§ **DIRECTIONS**
Give the data again exactly as written, skipping any pictures.

§ **PROVIDED MATERIAL**

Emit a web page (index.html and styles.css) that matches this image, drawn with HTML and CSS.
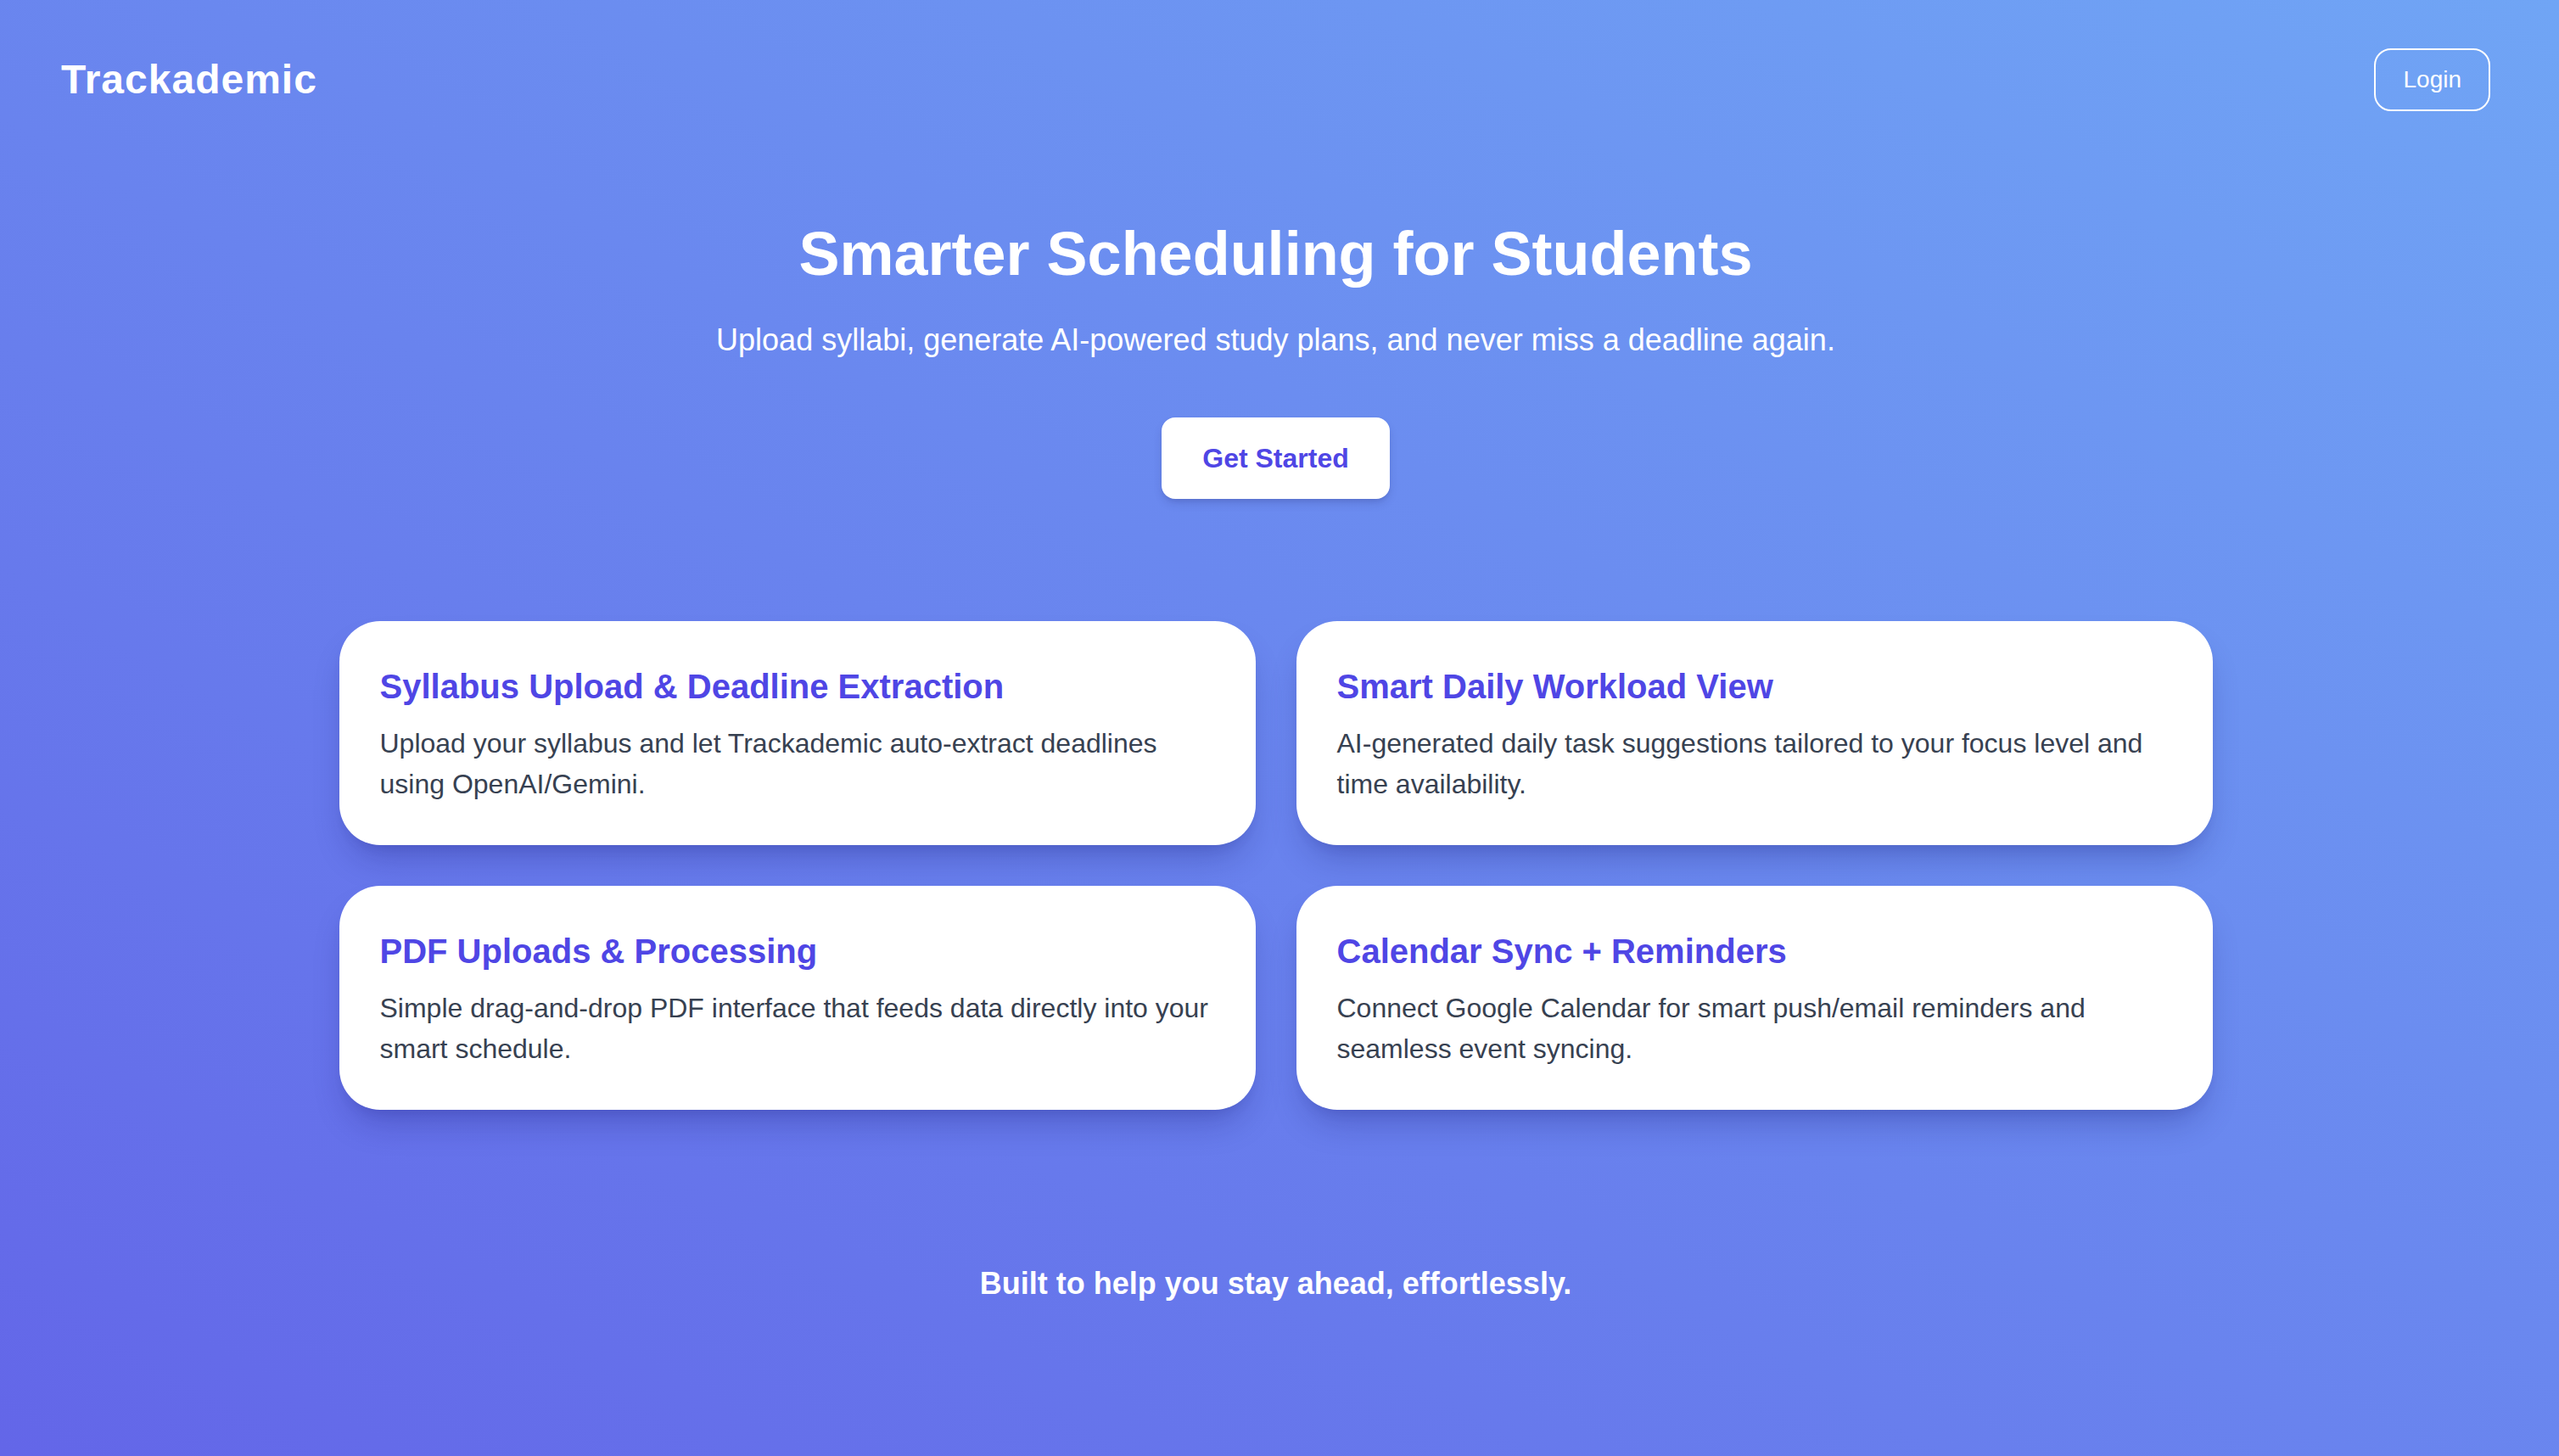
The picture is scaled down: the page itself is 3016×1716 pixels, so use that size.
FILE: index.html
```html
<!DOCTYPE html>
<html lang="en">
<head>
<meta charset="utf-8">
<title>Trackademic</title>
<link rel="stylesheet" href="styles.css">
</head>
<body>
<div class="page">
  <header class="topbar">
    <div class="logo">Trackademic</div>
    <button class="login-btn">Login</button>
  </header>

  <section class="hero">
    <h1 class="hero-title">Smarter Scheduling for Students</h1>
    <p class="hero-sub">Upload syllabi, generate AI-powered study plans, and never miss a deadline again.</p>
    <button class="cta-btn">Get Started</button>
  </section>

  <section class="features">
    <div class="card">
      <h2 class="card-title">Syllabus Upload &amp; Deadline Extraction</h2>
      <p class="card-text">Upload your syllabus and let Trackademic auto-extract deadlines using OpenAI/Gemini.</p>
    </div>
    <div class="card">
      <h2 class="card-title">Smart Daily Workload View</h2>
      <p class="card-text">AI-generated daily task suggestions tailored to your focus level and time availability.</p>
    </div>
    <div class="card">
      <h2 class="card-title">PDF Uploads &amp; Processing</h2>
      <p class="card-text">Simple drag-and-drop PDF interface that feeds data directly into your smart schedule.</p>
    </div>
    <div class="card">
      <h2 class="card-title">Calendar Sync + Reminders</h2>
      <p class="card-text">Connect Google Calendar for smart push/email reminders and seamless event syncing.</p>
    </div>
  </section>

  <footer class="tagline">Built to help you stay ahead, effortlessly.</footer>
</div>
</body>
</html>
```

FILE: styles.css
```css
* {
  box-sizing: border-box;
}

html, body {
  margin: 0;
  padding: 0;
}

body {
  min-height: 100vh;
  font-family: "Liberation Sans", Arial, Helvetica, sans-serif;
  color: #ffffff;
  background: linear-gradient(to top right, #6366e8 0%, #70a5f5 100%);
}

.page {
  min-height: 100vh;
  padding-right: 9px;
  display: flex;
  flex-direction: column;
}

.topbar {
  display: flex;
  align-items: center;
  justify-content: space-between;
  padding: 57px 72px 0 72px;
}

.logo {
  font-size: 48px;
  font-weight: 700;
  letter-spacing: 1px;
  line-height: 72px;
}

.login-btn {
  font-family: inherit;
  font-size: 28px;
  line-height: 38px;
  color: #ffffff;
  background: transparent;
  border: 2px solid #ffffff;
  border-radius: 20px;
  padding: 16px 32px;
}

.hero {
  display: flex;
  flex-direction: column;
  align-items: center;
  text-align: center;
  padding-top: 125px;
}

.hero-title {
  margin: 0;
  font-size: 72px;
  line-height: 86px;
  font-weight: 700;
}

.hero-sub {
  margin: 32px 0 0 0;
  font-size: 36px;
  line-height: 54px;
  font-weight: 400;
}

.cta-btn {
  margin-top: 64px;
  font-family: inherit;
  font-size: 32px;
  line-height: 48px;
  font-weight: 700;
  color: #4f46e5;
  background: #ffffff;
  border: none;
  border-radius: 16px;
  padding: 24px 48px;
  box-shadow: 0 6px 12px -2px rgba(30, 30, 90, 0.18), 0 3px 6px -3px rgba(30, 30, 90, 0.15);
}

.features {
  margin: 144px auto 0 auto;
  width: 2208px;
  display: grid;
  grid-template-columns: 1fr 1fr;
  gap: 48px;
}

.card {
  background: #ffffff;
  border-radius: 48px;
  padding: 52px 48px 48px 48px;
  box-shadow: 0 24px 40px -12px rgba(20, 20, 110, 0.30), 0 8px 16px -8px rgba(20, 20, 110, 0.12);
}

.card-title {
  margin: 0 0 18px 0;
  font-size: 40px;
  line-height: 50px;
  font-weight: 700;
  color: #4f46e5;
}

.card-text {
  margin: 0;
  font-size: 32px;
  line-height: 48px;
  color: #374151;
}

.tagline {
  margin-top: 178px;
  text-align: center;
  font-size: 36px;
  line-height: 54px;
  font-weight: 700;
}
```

§ **RESPONSE TO THIS EXERCISE**
Emit a web page (index.html and styles.css) that matches this image, drawn with HTML and CSS.
The picture is scaled down: the page itself is 3016×1716 pixels, so use that size.
FILE: index.html
```html
<!DOCTYPE html>
<html lang="en">
<head>
<meta charset="utf-8">
<title>Trackademic</title>
<link rel="stylesheet" href="styles.css">
</head>
<body>
<div class="page">
  <header class="topbar">
    <div class="logo">Trackademic</div>
    <button class="login-btn">Login</button>
  </header>

  <section class="hero">
    <h1 class="hero-title">Smarter Scheduling for Students</h1>
    <p class="hero-sub">Upload syllabi, generate AI-powered study plans, and never miss a deadline again.</p>
    <button class="cta-btn">Get Started</button>
  </section>

  <section class="features">
    <div class="card">
      <h2 class="card-title">Syllabus Upload &amp; Deadline Extraction</h2>
      <p class="card-text">Upload your syllabus and let Trackademic auto-extract deadlines using OpenAI/Gemini.</p>
    </div>
    <div class="card">
      <h2 class="card-title">Smart Daily Workload View</h2>
      <p class="card-text">AI-generated daily task suggestions tailored to your focus level and time availability.</p>
    </div>
    <div class="card">
      <h2 class="card-title">PDF Uploads &amp; Processing</h2>
      <p class="card-text">Simple drag-and-drop PDF interface that feeds data directly into your smart schedule.</p>
    </div>
    <div class="card">
      <h2 class="card-title">Calendar Sync + Reminders</h2>
      <p class="card-text">Connect Google Calendar for smart push/email reminders and seamless event syncing.</p>
    </div>
  </section>

  <footer class="tagline">Built to help you stay ahead, effortlessly.</footer>
</div>
</body>
</html>
```

FILE: styles.css
```css
* {
  box-sizing: border-box;
}

html, body {
  margin: 0;
  padding: 0;
}

body {
  min-height: 100vh;
  font-family: "Liberation Sans", Arial, Helvetica, sans-serif;
  color: #ffffff;
  background: linear-gradient(to top right, #6366e8 0%, #70a5f5 100%);
}

.page {
  min-height: 100vh;
  padding-right: 9px;
  display: flex;
  flex-direction: column;
}

.topbar {
  display: flex;
  align-items: center;
  justify-content: space-between;
  padding: 57px 72px 0 72px;
}

.logo {
  font-size: 48px;
  font-weight: 700;
  letter-spacing: 1px;
  line-height: 72px;
}

.login-btn {
  font-family: inherit;
  font-size: 28px;
  line-height: 38px;
  color: #ffffff;
  background: transparent;
  border: 2px solid #ffffff;
  border-radius: 20px;
  padding: 16px 32px;
}

.hero {
  display: flex;
  flex-direction: column;
  align-items: center;
  text-align: center;
  padding-top: 125px;
}

.hero-title {
  margin: 0;
  font-size: 72px;
  line-height: 86px;
  font-weight: 700;
}

.hero-sub {
  margin: 32px 0 0 0;
  font-size: 36px;
  line-height: 54px;
  font-weight: 400;
}

.cta-btn {
  margin-top: 64px;
  font-family: inherit;
  font-size: 32px;
  line-height: 48px;
  font-weight: 700;
  color: #4f46e5;
  background: #ffffff;
  border: none;
  border-radius: 16px;
  padding: 24px 48px;
  box-shadow: 0 6px 12px -2px rgba(30, 30, 90, 0.18), 0 3px 6px -3px rgba(30, 30, 90, 0.15);
}

.features {
  margin: 144px auto 0 auto;
  width: 2208px;
  display: grid;
  grid-template-columns: 1fr 1fr;
  gap: 48px;
}

.card {
  background: #ffffff;
  border-radius: 48px;
  padding: 52px 48px 48px 48px;
  box-shadow: 0 24px 40px -12px rgba(20, 20, 110, 0.30), 0 8px 16px -8px rgba(20, 20, 110, 0.12);
}

.card-title {
  margin: 0 0 18px 0;
  font-size: 40px;
  line-height: 50px;
  font-weight: 700;
  color: #4f46e5;
}

.card-text {
  margin: 0;
  font-size: 32px;
  line-height: 48px;
  color: #374151;
}

.tagline {
  margin-top: 178px;
  text-align: center;
  font-size: 36px;
  line-height: 54px;
  font-weight: 700;
}
```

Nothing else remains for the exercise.